Written exercise:
Reproduce the data below in full and exclude every picture.
◆ ◆ ◆ ◆ ◆ ◆ ◆
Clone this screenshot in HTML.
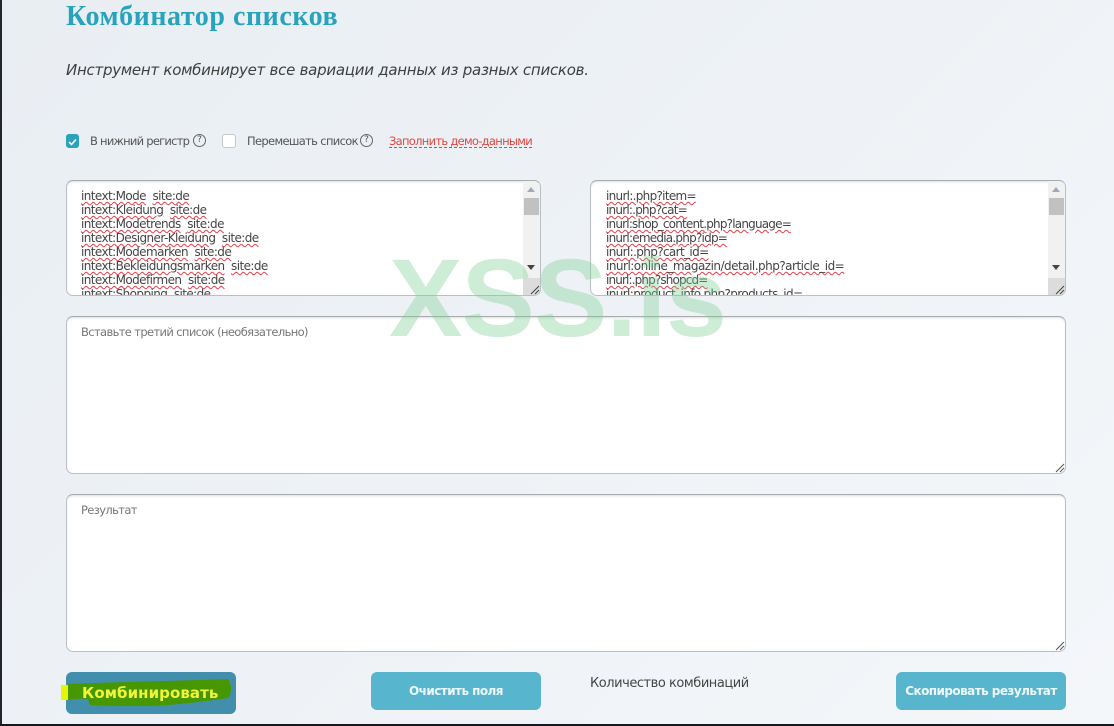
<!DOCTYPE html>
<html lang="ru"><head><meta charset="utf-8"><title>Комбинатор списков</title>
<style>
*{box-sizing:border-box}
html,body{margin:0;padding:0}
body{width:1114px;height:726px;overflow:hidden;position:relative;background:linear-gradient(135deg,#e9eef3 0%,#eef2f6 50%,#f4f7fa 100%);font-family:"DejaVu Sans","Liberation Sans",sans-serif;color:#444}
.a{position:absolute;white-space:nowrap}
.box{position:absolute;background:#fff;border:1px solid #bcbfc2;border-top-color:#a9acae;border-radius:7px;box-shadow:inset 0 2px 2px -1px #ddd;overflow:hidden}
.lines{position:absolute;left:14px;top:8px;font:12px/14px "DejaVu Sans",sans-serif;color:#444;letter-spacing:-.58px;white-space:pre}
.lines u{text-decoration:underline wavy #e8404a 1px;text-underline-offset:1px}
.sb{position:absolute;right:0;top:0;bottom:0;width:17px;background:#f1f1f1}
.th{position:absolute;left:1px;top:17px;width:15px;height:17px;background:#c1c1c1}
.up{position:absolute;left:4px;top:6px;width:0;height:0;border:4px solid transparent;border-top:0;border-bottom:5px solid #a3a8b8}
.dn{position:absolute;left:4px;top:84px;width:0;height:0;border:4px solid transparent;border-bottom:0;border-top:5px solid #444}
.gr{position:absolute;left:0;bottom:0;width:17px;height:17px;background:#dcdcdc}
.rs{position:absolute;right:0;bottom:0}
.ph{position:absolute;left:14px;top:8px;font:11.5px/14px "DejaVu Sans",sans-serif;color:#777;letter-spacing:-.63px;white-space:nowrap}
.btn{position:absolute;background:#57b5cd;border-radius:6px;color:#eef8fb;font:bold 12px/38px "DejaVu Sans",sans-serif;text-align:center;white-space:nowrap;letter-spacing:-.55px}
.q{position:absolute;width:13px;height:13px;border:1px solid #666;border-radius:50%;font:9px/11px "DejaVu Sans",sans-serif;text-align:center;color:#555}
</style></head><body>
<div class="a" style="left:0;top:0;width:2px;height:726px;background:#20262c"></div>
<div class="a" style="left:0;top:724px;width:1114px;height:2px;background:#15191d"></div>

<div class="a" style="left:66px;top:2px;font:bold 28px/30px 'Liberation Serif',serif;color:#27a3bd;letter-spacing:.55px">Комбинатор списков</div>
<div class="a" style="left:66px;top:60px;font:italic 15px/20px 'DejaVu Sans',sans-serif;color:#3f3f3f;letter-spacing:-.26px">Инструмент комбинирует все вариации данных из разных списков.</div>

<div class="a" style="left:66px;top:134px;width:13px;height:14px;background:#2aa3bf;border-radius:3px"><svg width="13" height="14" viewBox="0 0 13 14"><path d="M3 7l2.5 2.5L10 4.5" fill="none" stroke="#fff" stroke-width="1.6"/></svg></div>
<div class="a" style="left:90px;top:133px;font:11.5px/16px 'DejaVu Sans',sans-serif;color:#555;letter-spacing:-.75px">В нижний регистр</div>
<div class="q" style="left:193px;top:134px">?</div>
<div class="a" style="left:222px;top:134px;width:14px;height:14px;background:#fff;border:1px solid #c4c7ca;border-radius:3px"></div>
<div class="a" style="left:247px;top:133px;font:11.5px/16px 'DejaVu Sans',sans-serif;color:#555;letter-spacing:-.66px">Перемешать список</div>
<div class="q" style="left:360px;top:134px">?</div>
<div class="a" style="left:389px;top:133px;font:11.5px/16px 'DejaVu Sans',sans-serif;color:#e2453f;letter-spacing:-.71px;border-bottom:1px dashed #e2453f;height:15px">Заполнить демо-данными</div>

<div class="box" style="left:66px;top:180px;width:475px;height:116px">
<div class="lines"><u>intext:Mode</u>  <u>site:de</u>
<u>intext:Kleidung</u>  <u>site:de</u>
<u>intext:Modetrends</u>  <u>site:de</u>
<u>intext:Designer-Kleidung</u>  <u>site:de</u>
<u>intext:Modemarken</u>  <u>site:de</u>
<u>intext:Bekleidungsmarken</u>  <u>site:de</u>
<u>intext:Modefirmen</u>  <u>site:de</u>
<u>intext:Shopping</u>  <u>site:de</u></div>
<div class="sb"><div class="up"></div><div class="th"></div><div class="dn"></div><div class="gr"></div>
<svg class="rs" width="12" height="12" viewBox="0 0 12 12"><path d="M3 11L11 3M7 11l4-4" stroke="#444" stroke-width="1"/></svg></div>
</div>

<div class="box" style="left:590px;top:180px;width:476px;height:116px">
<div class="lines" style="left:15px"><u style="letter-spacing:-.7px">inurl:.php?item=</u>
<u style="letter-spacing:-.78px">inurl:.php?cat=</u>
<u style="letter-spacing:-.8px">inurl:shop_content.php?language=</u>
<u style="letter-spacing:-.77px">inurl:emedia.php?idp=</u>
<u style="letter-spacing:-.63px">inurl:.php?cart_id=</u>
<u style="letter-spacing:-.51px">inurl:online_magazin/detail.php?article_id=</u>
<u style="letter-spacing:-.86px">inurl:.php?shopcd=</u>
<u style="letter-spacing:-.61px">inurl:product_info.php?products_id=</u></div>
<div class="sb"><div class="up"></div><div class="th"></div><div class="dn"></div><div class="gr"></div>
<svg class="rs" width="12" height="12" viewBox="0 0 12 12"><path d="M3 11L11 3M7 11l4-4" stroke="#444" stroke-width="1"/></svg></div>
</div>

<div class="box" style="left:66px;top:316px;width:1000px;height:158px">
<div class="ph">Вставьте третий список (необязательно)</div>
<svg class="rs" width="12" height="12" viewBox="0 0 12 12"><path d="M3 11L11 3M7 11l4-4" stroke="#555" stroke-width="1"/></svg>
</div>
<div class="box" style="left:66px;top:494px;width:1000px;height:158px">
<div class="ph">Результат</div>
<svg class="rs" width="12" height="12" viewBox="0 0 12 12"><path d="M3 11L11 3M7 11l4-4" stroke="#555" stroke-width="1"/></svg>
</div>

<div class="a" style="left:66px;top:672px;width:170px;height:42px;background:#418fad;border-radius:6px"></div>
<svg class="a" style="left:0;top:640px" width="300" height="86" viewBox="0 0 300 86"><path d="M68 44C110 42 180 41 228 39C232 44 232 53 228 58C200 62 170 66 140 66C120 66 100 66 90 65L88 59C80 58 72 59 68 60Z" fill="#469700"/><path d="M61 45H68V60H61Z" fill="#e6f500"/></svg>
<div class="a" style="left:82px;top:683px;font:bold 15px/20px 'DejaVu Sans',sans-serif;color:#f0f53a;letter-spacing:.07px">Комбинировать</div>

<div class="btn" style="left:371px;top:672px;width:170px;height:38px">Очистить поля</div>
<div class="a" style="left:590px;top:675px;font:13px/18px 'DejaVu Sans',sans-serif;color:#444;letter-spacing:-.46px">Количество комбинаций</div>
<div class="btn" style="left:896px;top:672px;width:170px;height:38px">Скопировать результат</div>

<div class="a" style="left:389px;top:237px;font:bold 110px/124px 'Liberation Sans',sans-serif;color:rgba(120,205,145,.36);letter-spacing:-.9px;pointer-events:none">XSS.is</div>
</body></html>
◆ ◆ ◆ ◆ ◆ ◆ ◆
Exercise answer:
Clone this screenshot in HTML.
<!DOCTYPE html>
<html lang="ru"><head><meta charset="utf-8"><title>Комбинатор списков</title>
<style>
*{box-sizing:border-box}
html,body{margin:0;padding:0}
body{width:1114px;height:726px;overflow:hidden;position:relative;background:linear-gradient(135deg,#e9eef3 0%,#eef2f6 50%,#f4f7fa 100%);font-family:"DejaVu Sans","Liberation Sans",sans-serif;color:#444}
.a{position:absolute;white-space:nowrap}
.box{position:absolute;background:#fff;border:1px solid #bcbfc2;border-top-color:#a9acae;border-radius:7px;box-shadow:inset 0 2px 2px -1px #ddd;overflow:hidden}
.lines{position:absolute;left:14px;top:8px;font:12px/14px "DejaVu Sans",sans-serif;color:#444;letter-spacing:-.58px;white-space:pre}
.lines u{text-decoration:underline wavy #e8404a 1px;text-underline-offset:1px}
.sb{position:absolute;right:0;top:0;bottom:0;width:17px;background:#f1f1f1}
.th{position:absolute;left:1px;top:17px;width:15px;height:17px;background:#c1c1c1}
.up{position:absolute;left:4px;top:6px;width:0;height:0;border:4px solid transparent;border-top:0;border-bottom:5px solid #a3a8b8}
.dn{position:absolute;left:4px;top:84px;width:0;height:0;border:4px solid transparent;border-bottom:0;border-top:5px solid #444}
.gr{position:absolute;left:0;bottom:0;width:17px;height:17px;background:#dcdcdc}
.rs{position:absolute;right:0;bottom:0}
.ph{position:absolute;left:14px;top:8px;font:11.5px/14px "DejaVu Sans",sans-serif;color:#777;letter-spacing:-.63px;white-space:nowrap}
.btn{position:absolute;background:#57b5cd;border-radius:6px;color:#eef8fb;font:bold 12px/38px "DejaVu Sans",sans-serif;text-align:center;white-space:nowrap;letter-spacing:-.55px}
.q{position:absolute;width:13px;height:13px;border:1px solid #666;border-radius:50%;font:9px/11px "DejaVu Sans",sans-serif;text-align:center;color:#555}
</style></head><body>
<div class="a" style="left:0;top:0;width:2px;height:726px;background:#20262c"></div>
<div class="a" style="left:0;top:724px;width:1114px;height:2px;background:#15191d"></div>

<div class="a" style="left:66px;top:2px;font:bold 28px/30px 'Liberation Serif',serif;color:#27a3bd;letter-spacing:.55px">Комбинатор списков</div>
<div class="a" style="left:66px;top:60px;font:italic 15px/20px 'DejaVu Sans',sans-serif;color:#3f3f3f;letter-spacing:-.26px">Инструмент комбинирует все вариации данных из разных списков.</div>

<div class="a" style="left:66px;top:134px;width:13px;height:14px;background:#2aa3bf;border-radius:3px"><svg width="13" height="14" viewBox="0 0 13 14"><path d="M3 7l2.5 2.5L10 4.5" fill="none" stroke="#fff" stroke-width="1.6"/></svg></div>
<div class="a" style="left:90px;top:133px;font:11.5px/16px 'DejaVu Sans',sans-serif;color:#555;letter-spacing:-.75px">В нижний регистр</div>
<div class="q" style="left:193px;top:134px">?</div>
<div class="a" style="left:222px;top:134px;width:14px;height:14px;background:#fff;border:1px solid #c4c7ca;border-radius:3px"></div>
<div class="a" style="left:247px;top:133px;font:11.5px/16px 'DejaVu Sans',sans-serif;color:#555;letter-spacing:-.66px">Перемешать список</div>
<div class="q" style="left:360px;top:134px">?</div>
<div class="a" style="left:389px;top:133px;font:11.5px/16px 'DejaVu Sans',sans-serif;color:#e2453f;letter-spacing:-.71px;border-bottom:1px dashed #e2453f;height:15px">Заполнить демо-данными</div>

<div class="box" style="left:66px;top:180px;width:475px;height:116px">
<div class="lines"><u>intext:Mode</u>  <u>site:de</u>
<u>intext:Kleidung</u>  <u>site:de</u>
<u>intext:Modetrends</u>  <u>site:de</u>
<u>intext:Designer-Kleidung</u>  <u>site:de</u>
<u>intext:Modemarken</u>  <u>site:de</u>
<u>intext:Bekleidungsmarken</u>  <u>site:de</u>
<u>intext:Modefirmen</u>  <u>site:de</u>
<u>intext:Shopping</u>  <u>site:de</u></div>
<div class="sb"><div class="up"></div><div class="th"></div><div class="dn"></div><div class="gr"></div>
<svg class="rs" width="12" height="12" viewBox="0 0 12 12"><path d="M3 11L11 3M7 11l4-4" stroke="#444" stroke-width="1"/></svg></div>
</div>

<div class="box" style="left:590px;top:180px;width:476px;height:116px">
<div class="lines" style="left:15px"><u style="letter-spacing:-.7px">inurl:.php?item=</u>
<u style="letter-spacing:-.78px">inurl:.php?cat=</u>
<u style="letter-spacing:-.8px">inurl:shop_content.php?language=</u>
<u style="letter-spacing:-.77px">inurl:emedia.php?idp=</u>
<u style="letter-spacing:-.63px">inurl:.php?cart_id=</u>
<u style="letter-spacing:-.51px">inurl:online_magazin/detail.php?article_id=</u>
<u style="letter-spacing:-.86px">inurl:.php?shopcd=</u>
<u style="letter-spacing:-.61px">inurl:product_info.php?products_id=</u></div>
<div class="sb"><div class="up"></div><div class="th"></div><div class="dn"></div><div class="gr"></div>
<svg class="rs" width="12" height="12" viewBox="0 0 12 12"><path d="M3 11L11 3M7 11l4-4" stroke="#444" stroke-width="1"/></svg></div>
</div>

<div class="box" style="left:66px;top:316px;width:1000px;height:158px">
<div class="ph">Вставьте третий список (необязательно)</div>
<svg class="rs" width="12" height="12" viewBox="0 0 12 12"><path d="M3 11L11 3M7 11l4-4" stroke="#555" stroke-width="1"/></svg>
</div>
<div class="box" style="left:66px;top:494px;width:1000px;height:158px">
<div class="ph">Результат</div>
<svg class="rs" width="12" height="12" viewBox="0 0 12 12"><path d="M3 11L11 3M7 11l4-4" stroke="#555" stroke-width="1"/></svg>
</div>

<div class="a" style="left:66px;top:672px;width:170px;height:42px;background:#418fad;border-radius:6px"></div>
<svg class="a" style="left:0;top:640px" width="300" height="86" viewBox="0 0 300 86"><path d="M68 44C110 42 180 41 228 39C232 44 232 53 228 58C200 62 170 66 140 66C120 66 100 66 90 65L88 59C80 58 72 59 68 60Z" fill="#469700"/><path d="M61 45H68V60H61Z" fill="#e6f500"/></svg>
<div class="a" style="left:82px;top:683px;font:bold 15px/20px 'DejaVu Sans',sans-serif;color:#f0f53a;letter-spacing:.07px">Комбинировать</div>

<div class="btn" style="left:371px;top:672px;width:170px;height:38px">Очистить поля</div>
<div class="a" style="left:590px;top:675px;font:13px/18px 'DejaVu Sans',sans-serif;color:#444;letter-spacing:-.46px">Количество комбинаций</div>
<div class="btn" style="left:896px;top:672px;width:170px;height:38px">Скопировать результат</div>

<div class="a" style="left:389px;top:237px;font:bold 110px/124px 'Liberation Sans',sans-serif;color:rgba(120,205,145,.36);letter-spacing:-.9px;pointer-events:none">XSS.is</div>
</body></html>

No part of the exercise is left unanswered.